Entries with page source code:
______

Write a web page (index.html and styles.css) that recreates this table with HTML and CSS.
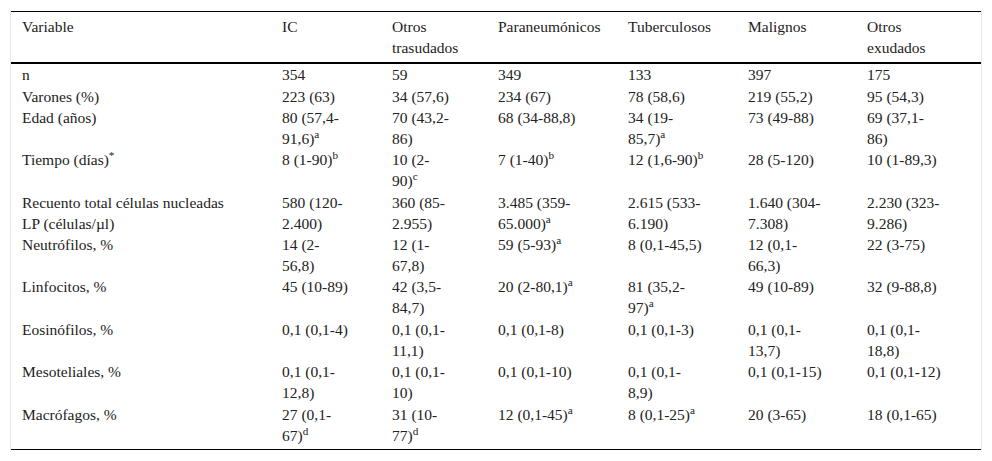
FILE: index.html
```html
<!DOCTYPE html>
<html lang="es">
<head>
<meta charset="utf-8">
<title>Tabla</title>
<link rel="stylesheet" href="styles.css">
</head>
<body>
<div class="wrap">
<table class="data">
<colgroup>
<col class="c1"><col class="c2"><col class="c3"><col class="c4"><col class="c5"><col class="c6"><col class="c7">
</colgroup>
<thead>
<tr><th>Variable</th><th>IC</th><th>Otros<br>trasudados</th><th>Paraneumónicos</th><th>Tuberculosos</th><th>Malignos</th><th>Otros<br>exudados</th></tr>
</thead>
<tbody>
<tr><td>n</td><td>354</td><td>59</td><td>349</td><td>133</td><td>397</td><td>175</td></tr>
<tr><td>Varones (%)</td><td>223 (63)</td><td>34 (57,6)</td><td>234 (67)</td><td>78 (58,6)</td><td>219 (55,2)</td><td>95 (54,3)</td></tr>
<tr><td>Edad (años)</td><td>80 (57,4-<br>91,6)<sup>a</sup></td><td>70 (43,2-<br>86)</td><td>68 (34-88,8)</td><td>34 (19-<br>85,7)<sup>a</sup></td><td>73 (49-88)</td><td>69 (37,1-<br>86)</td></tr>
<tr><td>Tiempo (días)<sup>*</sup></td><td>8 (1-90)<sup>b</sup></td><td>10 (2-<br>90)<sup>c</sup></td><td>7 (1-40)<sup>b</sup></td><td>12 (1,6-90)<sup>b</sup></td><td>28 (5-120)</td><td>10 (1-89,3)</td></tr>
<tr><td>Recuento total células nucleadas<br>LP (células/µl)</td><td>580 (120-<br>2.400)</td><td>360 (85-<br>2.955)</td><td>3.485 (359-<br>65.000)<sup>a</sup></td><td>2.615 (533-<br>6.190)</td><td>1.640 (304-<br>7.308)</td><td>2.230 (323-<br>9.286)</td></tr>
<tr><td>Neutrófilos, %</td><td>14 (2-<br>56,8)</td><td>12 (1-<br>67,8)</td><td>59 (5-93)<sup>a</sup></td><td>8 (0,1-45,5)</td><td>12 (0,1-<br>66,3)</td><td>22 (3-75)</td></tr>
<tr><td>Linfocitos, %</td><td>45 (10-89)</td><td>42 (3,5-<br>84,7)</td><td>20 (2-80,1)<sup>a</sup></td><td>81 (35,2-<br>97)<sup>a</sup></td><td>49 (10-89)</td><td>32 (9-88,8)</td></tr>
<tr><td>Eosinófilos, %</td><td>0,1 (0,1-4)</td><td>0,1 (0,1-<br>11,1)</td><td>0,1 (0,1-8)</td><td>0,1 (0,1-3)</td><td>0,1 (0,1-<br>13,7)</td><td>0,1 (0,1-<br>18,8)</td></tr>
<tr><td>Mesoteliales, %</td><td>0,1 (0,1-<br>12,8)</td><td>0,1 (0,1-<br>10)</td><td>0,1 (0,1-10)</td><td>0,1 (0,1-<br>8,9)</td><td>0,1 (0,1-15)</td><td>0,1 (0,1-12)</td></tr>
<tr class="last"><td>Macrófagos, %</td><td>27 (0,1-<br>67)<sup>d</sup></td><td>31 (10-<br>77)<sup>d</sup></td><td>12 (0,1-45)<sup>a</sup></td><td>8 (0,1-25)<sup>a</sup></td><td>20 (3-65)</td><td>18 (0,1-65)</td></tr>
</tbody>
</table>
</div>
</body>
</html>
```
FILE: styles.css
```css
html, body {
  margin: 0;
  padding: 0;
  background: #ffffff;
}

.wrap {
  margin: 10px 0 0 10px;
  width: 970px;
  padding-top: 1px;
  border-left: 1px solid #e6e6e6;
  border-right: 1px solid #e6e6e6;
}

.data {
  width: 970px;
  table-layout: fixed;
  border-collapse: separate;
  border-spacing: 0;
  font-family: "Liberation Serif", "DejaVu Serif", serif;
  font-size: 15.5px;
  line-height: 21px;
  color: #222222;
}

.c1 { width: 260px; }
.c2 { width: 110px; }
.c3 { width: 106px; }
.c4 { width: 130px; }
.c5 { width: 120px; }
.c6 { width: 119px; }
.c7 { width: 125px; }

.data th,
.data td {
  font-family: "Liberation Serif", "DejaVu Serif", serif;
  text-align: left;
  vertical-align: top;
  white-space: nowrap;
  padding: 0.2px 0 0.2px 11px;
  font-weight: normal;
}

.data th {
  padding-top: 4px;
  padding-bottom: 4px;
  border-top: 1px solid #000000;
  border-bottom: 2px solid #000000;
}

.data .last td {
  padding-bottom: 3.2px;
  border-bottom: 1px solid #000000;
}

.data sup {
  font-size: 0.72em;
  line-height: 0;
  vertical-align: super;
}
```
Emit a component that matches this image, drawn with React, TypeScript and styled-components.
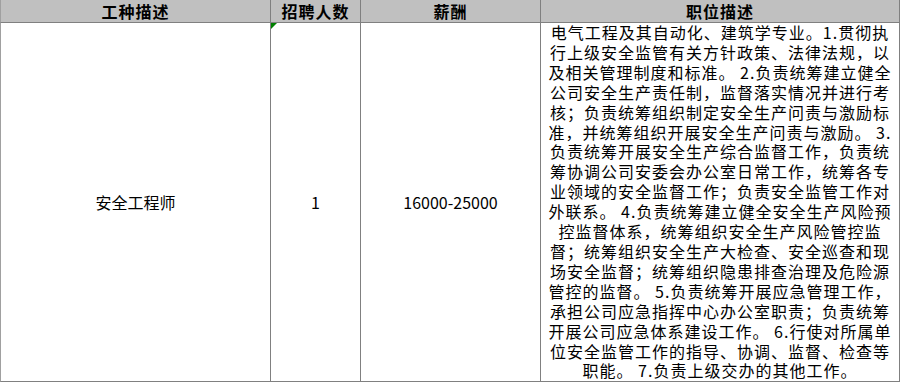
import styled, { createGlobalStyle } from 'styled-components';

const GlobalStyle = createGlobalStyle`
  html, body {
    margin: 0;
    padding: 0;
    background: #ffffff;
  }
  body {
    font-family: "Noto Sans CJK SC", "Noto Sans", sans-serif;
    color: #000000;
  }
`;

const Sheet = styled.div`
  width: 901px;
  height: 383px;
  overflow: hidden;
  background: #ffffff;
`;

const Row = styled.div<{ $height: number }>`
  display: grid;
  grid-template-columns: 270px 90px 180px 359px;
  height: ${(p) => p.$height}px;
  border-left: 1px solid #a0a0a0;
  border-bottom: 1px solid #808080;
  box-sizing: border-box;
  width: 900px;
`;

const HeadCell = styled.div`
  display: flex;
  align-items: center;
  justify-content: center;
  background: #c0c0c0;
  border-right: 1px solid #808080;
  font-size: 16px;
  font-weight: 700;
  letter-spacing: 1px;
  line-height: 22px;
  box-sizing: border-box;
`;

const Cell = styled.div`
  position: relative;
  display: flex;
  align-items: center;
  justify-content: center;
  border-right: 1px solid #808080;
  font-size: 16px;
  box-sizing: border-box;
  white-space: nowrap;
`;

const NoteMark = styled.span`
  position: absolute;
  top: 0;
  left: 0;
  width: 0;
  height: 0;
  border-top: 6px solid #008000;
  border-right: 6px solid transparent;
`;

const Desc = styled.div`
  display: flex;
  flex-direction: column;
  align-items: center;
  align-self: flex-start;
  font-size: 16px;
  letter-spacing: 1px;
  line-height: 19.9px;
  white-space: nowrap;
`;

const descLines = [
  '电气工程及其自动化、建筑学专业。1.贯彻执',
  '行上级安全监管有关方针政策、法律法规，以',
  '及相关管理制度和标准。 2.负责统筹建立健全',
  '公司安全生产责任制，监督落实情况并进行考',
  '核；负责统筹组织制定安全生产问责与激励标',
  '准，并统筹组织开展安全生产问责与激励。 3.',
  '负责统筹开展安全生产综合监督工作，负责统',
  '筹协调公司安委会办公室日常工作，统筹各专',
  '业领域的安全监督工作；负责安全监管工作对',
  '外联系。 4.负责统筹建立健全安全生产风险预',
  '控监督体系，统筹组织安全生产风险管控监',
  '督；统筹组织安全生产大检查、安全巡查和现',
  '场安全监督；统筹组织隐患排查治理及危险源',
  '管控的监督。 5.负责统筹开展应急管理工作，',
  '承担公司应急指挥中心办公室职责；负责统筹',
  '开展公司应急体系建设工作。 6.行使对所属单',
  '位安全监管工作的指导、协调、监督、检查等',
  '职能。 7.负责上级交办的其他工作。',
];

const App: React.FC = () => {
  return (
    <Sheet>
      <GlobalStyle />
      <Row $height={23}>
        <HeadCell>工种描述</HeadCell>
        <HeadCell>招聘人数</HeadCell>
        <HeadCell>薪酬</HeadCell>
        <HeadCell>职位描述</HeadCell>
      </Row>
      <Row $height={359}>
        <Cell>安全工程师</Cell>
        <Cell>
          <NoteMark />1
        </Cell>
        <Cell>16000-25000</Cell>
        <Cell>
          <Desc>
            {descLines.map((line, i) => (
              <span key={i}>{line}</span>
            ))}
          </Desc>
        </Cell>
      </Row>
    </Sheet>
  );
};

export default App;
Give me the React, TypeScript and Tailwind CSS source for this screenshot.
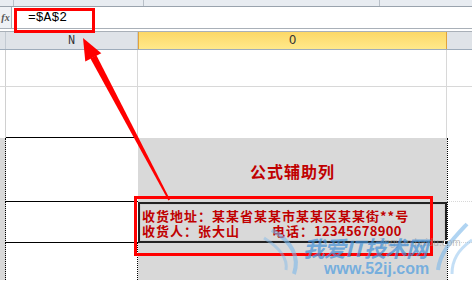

______

What to produce: From the listing above, report the number of lines containing the string "that", without any accompanying remarks.

Output for this task: 2